#### [WHAT IS EXPECTED]
Up to and including the line that contains "leading-[14px] italic tracking-[0.3px]", repeat each line of the data exactly, starting from the first.
━━━━━ GIVEN DATA ━━━━━
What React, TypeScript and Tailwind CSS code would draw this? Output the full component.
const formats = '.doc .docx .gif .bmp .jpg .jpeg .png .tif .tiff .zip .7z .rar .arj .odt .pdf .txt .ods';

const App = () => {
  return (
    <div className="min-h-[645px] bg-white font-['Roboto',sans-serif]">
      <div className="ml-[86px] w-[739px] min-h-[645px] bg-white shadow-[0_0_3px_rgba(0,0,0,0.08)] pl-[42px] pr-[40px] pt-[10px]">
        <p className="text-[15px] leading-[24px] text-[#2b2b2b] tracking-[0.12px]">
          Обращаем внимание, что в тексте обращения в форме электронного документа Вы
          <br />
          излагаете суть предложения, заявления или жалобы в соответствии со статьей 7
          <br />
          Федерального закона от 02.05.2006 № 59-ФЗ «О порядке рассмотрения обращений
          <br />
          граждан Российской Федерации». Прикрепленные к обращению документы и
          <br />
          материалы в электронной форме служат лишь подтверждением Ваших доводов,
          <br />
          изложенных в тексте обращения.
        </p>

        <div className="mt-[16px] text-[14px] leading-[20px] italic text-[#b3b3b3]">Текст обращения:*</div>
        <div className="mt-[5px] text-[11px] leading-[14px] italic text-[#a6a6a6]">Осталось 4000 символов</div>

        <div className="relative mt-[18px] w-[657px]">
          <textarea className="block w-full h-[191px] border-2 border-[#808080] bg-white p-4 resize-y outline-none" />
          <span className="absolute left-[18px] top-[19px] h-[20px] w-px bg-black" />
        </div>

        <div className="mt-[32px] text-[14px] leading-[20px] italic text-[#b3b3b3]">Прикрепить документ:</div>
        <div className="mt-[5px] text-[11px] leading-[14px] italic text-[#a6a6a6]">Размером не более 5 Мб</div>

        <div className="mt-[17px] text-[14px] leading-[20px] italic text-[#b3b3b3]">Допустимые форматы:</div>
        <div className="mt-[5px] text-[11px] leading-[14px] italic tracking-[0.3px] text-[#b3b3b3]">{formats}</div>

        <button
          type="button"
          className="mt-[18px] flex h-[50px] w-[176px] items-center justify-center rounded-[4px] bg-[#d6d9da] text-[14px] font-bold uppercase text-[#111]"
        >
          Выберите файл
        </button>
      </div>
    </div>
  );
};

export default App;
━━━━━
#### [SOLUTION TO THE PROBLEM]
What React, TypeScript and Tailwind CSS code would draw this? Output the full component.
const formats = '.doc .docx .gif .bmp .jpg .jpeg .png .tif .tiff .zip .7z .rar .arj .odt .pdf .txt .ods';

const App = () => {
  return (
    <div className="min-h-[645px] bg-white font-['Roboto',sans-serif]">
      <div className="ml-[86px] w-[739px] min-h-[645px] bg-white shadow-[0_0_3px_rgba(0,0,0,0.08)] pl-[42px] pr-[40px] pt-[10px]">
        <p className="text-[15px] leading-[24px] text-[#2b2b2b] tracking-[0.12px]">
          Обращаем внимание, что в тексте обращения в форме электронного документа Вы
          <br />
          излагаете суть предложения, заявления или жалобы в соответствии со статьей 7
          <br />
          Федерального закона от 02.05.2006 № 59-ФЗ «О порядке рассмотрения обращений
          <br />
          граждан Российской Федерации». Прикрепленные к обращению документы и
          <br />
          материалы в электронной форме служат лишь подтверждением Ваших доводов,
          <br />
          изложенных в тексте обращения.
        </p>

        <div className="mt-[16px] text-[14px] leading-[20px] italic text-[#b3b3b3]">Текст обращения:*</div>
        <div className="mt-[5px] text-[11px] leading-[14px] italic text-[#a6a6a6]">Осталось 4000 символов</div>

        <div className="relative mt-[18px] w-[657px]">
          <textarea className="block w-full h-[191px] border-2 border-[#808080] bg-white p-4 resize-y outline-none" />
          <span className="absolute left-[18px] top-[19px] h-[20px] w-px bg-black" />
        </div>

        <div className="mt-[32px] text-[14px] leading-[20px] italic text-[#b3b3b3]">Прикрепить документ:</div>
        <div className="mt-[5px] text-[11px] leading-[14px] italic text-[#a6a6a6]">Размером не более 5 Мб</div>

        <div className="mt-[17px] text-[14px] leading-[20px] italic text-[#b3b3b3]">Допустимые форматы:</div>
        <div className="mt-[5px] text-[11px] leading-[14px] italic tracking-[0.3px] text-[#b3b3b3]">{formats}</div>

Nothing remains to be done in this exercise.